Statistical Support to the Fair Housing and Equal Opportunity’s Office of Systemic Investigations at HUD

Challenge: The Fair Housing and Equal Opportunity’s Office of Systemic Investigations at the U.S. Department of Housing and Urban Development (HUD) is charged with identifying lenders, servicers, and/or brokers in residential real estate transactions that potentially violate the Fair Housing Act by discriminating in pricing and/or underwriting residential mortgages. Such types of behavior include incidences of high-cost loans, differences in borrowers' interest rates, and disparities in denial rates among different classes of borrowers. When cases of potential discrimination are found, HUD is tasked with investigating individual instances of discriminatory practices.

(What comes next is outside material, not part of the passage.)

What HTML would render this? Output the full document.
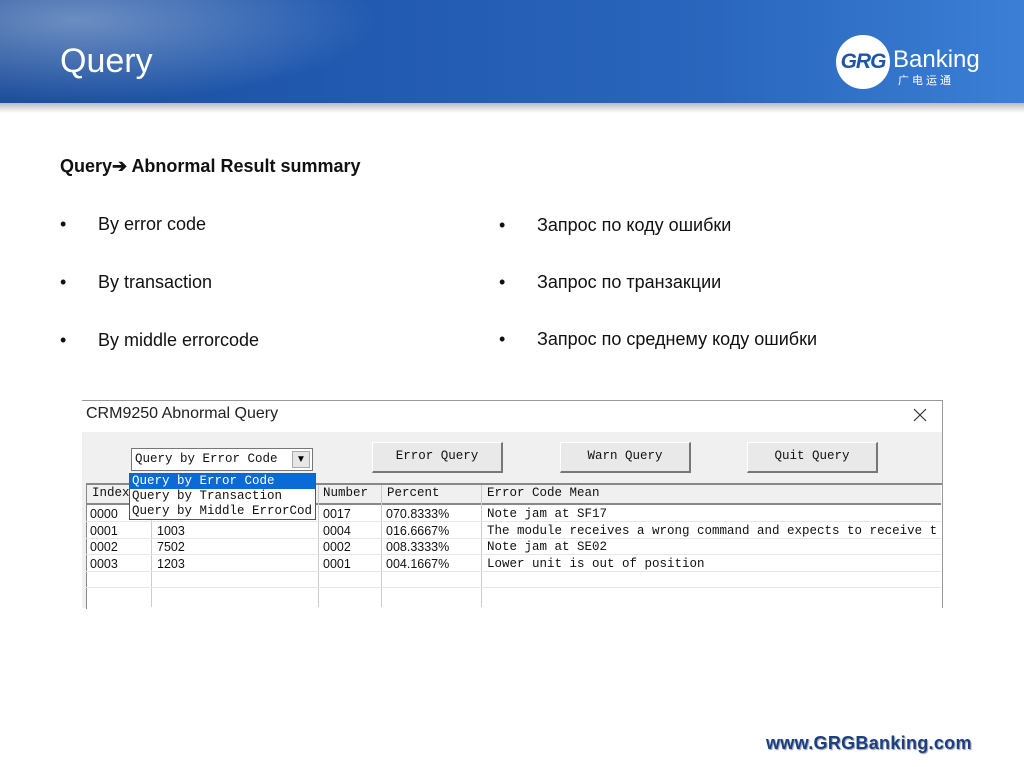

Solution: Summit utilized advanced statistical techniques to screen residential-mortgage data (HMDA) provided to HUD for disparities in denial rates among protected classes of individuals. For investigations of particular lenders, Summit analyzed lender-provided loan-application data and specified a set of econometric models meant to mimic the underwriting guidelines for particular loan programs. These models indicated whether race has a systematic impact on the underwriting decision, when taking into consideration borrower characteristics such as creditworthiness, income, and other factors. In addition, for lenders currently under investigation, Summit used statistical-matching techniques including Mahalanobis Distance Matching (MDM) and Coarsened Exact Matching (CEM) to identify particular loan applicants for further review by HUD investigators.